In light of the above, MMEL failed to establish and maintain effective policies, procedures, systems and controls to monitor and detect suspicious activity and transactions in relation to potential money laundering.
Whilst there were occasions giving rise to scrutiny from MMEL Compliance, these were overridden, not escalated nor actioned to the MMEL MLRO.
Professional Client Assessment
Contrary to MMEL's customer on-boarding policy, customers who failed to adequately demonstrate that they had the required level of knowledge and experience of financial markets should not have been classified as a 'Professional Clients'. Instead, MMEL relied on 'self-certification' that an individual had the requisite net assets or knowledge and experience to be classified as a 'Professional Client'.
Conclusion
In a data led environment, the importance of the client on-boarding process cannot be overstated. An accurate complete, timely and adequate client profile forms the basis upon which a "Relevant Person's" AML/CTF framework is effective.
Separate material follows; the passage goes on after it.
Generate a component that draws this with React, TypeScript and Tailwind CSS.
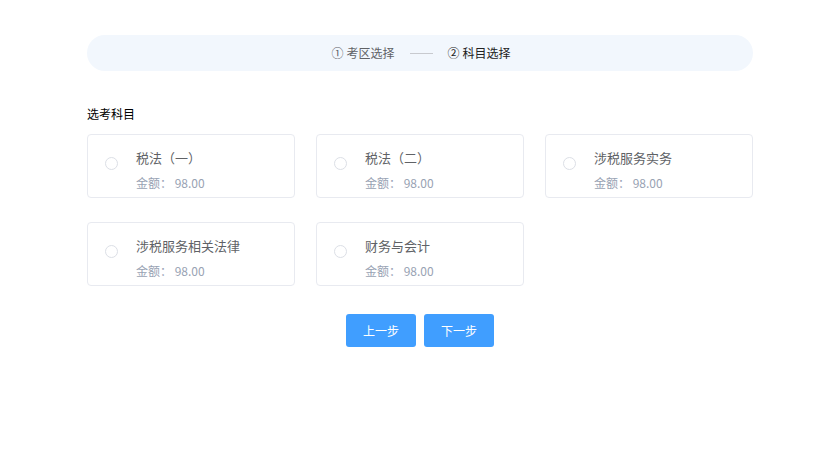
import React from "react";

const subjects = [
  { name: "税法（一）", amount: "98.00" },
  { name: "税法（二）", amount: "98.00" },
  { name: "涉税服务实务", amount: "98.00" },
  { name: "涉税服务相关法律", amount: "98.00" },
  { name: "财务与会计", amount: "98.00" },
];

export default function App() {
  return (
    <div
      className="w-[820px] h-[455px] bg-white"
      style={{ fontFamily: '"Noto Sans CJK SC", "Noto Sans", sans-serif' }}
    >
      <div className="ml-[87px] w-[666px] pt-[35px]">
        <div className="h-[36px] rounded-full bg-[#f2f7fd] flex items-center justify-center text-[12px]">
          <span className="text-[#606266] flex items-center ml-[2px]">
            <span className="mr-[3px]">①</span>考区选择
          </span>
          <span className="mx-[15px] w-[23px] h-[1px] bg-[#c8cacf]" />
          <span className="text-[#222] flex items-center">
            <span className="mr-[3px]">②</span>科目选择
          </span>
        </div>
        <div className="mt-[34px] text-[12px] text-black leading-[18px]">选考科目</div>
        <div className="mt-[11px] grid grid-cols-3 gap-x-[21px] gap-y-[24px]">
          {subjects.map((s) => (
            <div
              key={s.name}
              className="h-[64px] border border-[#e8eaf0] rounded-[4px] flex items-start"
            >
              <span className="ml-[17px] mt-[22px] w-[13px] h-[13px] rounded-full border border-[#dcdfe6] bg-white shrink-0" />
              <div className="ml-[18px] pt-[14px] flex flex-col">
                <span className="text-[13px] text-[#606266] leading-[18px]">{s.name}</span>
                <span className="mt-[8px] text-[12px] text-[#98a2b3] leading-[16px]">
                  金额： {s.amount}
                </span>
              </div>
            </div>
          ))}
        </div>
        <div className="mt-[28px] flex justify-center gap-[8px]">
          <button className="w-[70px] h-[33px] rounded-[3px] bg-[#409eff] text-white text-[12px]">
            上一步
          </button>
          <button className="w-[70px] h-[33px] rounded-[3px] bg-[#409eff] text-white text-[12px]">
            下一步
          </button>
        </div>
      </div>
    </div>
  );
}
The risk of financial crime can only be mitigated if regulated firms recognise and act upon 'red flags' from the client's activities, transactions and/or payments.
Criminals recognise and exploit the competing objectives of the financial services industry of generating revenues/profits versus a zero tolerance in breaching laws and regulations but the 'buck stops' with the boards and executive management of regulated firms in creating a culture of compliance rather than compliance being a Compliance department problem.